▶ Information shown
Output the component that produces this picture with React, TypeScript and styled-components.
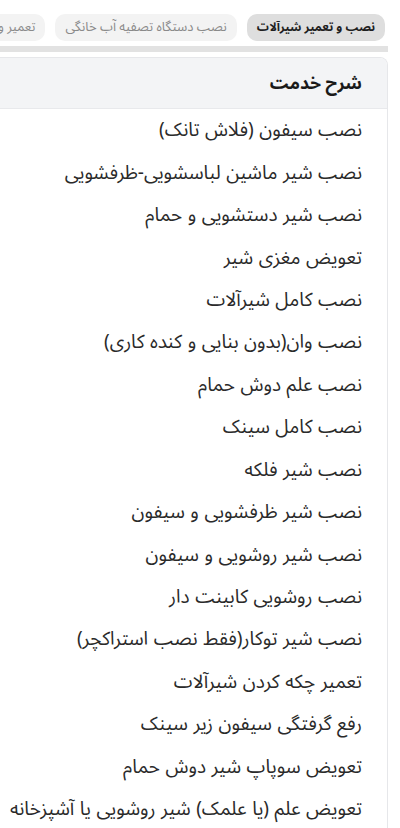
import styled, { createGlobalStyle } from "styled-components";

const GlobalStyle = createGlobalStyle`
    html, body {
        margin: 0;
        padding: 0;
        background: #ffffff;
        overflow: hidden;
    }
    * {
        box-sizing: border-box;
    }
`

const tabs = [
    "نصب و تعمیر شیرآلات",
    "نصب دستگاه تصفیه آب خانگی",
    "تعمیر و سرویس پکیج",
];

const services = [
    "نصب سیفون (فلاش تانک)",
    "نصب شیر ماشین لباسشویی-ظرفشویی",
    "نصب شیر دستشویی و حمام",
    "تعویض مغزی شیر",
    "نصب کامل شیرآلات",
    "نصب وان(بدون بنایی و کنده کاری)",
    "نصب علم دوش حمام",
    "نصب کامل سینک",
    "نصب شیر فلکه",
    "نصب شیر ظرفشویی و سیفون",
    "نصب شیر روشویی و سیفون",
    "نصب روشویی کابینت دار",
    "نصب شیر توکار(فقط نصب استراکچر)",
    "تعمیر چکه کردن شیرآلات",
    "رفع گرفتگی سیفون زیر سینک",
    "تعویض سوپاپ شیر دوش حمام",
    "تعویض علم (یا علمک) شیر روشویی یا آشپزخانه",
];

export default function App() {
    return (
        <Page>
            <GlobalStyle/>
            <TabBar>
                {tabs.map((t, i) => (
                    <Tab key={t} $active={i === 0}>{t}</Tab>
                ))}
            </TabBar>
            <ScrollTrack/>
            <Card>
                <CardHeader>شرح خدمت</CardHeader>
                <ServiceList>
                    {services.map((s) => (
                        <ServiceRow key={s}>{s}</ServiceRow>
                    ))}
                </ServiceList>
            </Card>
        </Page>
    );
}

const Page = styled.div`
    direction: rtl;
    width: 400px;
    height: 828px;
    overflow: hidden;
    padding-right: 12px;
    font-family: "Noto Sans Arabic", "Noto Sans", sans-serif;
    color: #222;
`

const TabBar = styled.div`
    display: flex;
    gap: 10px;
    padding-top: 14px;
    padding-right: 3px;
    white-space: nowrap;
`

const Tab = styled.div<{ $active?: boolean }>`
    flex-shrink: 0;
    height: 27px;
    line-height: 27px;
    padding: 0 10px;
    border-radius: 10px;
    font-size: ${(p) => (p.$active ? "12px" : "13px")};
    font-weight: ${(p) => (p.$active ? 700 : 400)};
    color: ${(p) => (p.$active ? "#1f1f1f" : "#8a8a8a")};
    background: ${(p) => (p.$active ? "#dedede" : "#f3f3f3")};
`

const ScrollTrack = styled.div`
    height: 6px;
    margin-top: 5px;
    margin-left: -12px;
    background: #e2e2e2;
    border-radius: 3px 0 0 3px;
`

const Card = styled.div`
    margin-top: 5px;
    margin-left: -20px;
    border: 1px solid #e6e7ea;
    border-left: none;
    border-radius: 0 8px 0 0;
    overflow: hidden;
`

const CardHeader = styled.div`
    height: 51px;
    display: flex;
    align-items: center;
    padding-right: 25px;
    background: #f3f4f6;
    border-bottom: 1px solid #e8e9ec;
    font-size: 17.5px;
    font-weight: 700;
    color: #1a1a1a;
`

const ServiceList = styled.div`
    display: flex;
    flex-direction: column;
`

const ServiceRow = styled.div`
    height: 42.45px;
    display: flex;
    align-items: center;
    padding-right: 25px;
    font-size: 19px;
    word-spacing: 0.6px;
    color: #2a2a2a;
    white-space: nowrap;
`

▶ What you are asked to do
Write out the full listing verbatim, excluding its pictures.

▶ Output for this task
Output the component that produces this picture with React, TypeScript and styled-components.
import styled, { createGlobalStyle } from "styled-components";

const GlobalStyle = createGlobalStyle`
    html, body {
        margin: 0;
        padding: 0;
        background: #ffffff;
        overflow: hidden;
    }
    * {
        box-sizing: border-box;
    }
`

const tabs = [
    "نصب و تعمیر شیرآلات",
    "نصب دستگاه تصفیه آب خانگی",
    "تعمیر و سرویس پکیج",
];

const services = [
    "نصب سیفون (فلاش تانک)",
    "نصب شیر ماشین لباسشویی-ظرفشویی",
    "نصب شیر دستشویی و حمام",
    "تعویض مغزی شیر",
    "نصب کامل شیرآلات",
    "نصب وان(بدون بنایی و کنده کاری)",
    "نصب علم دوش حمام",
    "نصب کامل سینک",
    "نصب شیر فلکه",
    "نصب شیر ظرفشویی و سیفون",
    "نصب شیر روشویی و سیفون",
    "نصب روشویی کابینت دار",
    "نصب شیر توکار(فقط نصب استراکچر)",
    "تعمیر چکه کردن شیرآلات",
    "رفع گرفتگی سیفون زیر سینک",
    "تعویض سوپاپ شیر دوش حمام",
    "تعویض علم (یا علمک) شیر روشویی یا آشپزخانه",
];

export default function App() {
    return (
        <Page>
            <GlobalStyle/>
            <TabBar>
                {tabs.map((t, i) => (
                    <Tab key={t} $active={i === 0}>{t}</Tab>
                ))}
            </TabBar>
            <ScrollTrack/>
            <Card>
                <CardHeader>شرح خدمت</CardHeader>
                <ServiceList>
                    {services.map((s) => (
                        <ServiceRow key={s}>{s}</ServiceRow>
                    ))}
                </ServiceList>
            </Card>
        </Page>
    );
}

const Page = styled.div`
    direction: rtl;
    width: 400px;
    height: 828px;
    overflow: hidden;
    padding-right: 12px;
    font-family: "Noto Sans Arabic", "Noto Sans", sans-serif;
    color: #222;
`

const TabBar = styled.div`
    display: flex;
    gap: 10px;
    padding-top: 14px;
    padding-right: 3px;
    white-space: nowrap;
`

const Tab = styled.div<{ $active?: boolean }>`
    flex-shrink: 0;
    height: 27px;
    line-height: 27px;
    padding: 0 10px;
    border-radius: 10px;
    font-size: ${(p) => (p.$active ? "12px" : "13px")};
    font-weight: ${(p) => (p.$active ? 700 : 400)};
    color: ${(p) => (p.$active ? "#1f1f1f" : "#8a8a8a")};
    background: ${(p) => (p.$active ? "#dedede" : "#f3f3f3")};
`

const ScrollTrack = styled.div`
    height: 6px;
    margin-top: 5px;
    margin-left: -12px;
    background: #e2e2e2;
    border-radius: 3px 0 0 3px;
`

const Card = styled.div`
    margin-top: 5px;
    margin-left: -20px;
    border: 1px solid #e6e7ea;
    border-left: none;
    border-radius: 0 8px 0 0;
    overflow: hidden;
`

const CardHeader = styled.div`
    height: 51px;
    display: flex;
    align-items: center;
    padding-right: 25px;
    background: #f3f4f6;
    border-bottom: 1px solid #e8e9ec;
    font-size: 17.5px;
    font-weight: 700;
    color: #1a1a1a;
`

const ServiceList = styled.div`
    display: flex;
    flex-direction: column;
`

const ServiceRow = styled.div`
    height: 42.45px;
    display: flex;
    align-items: center;
    padding-right: 25px;
    font-size: 19px;
    word-spacing: 0.6px;
    color: #2a2a2a;
    white-space: nowrap;
`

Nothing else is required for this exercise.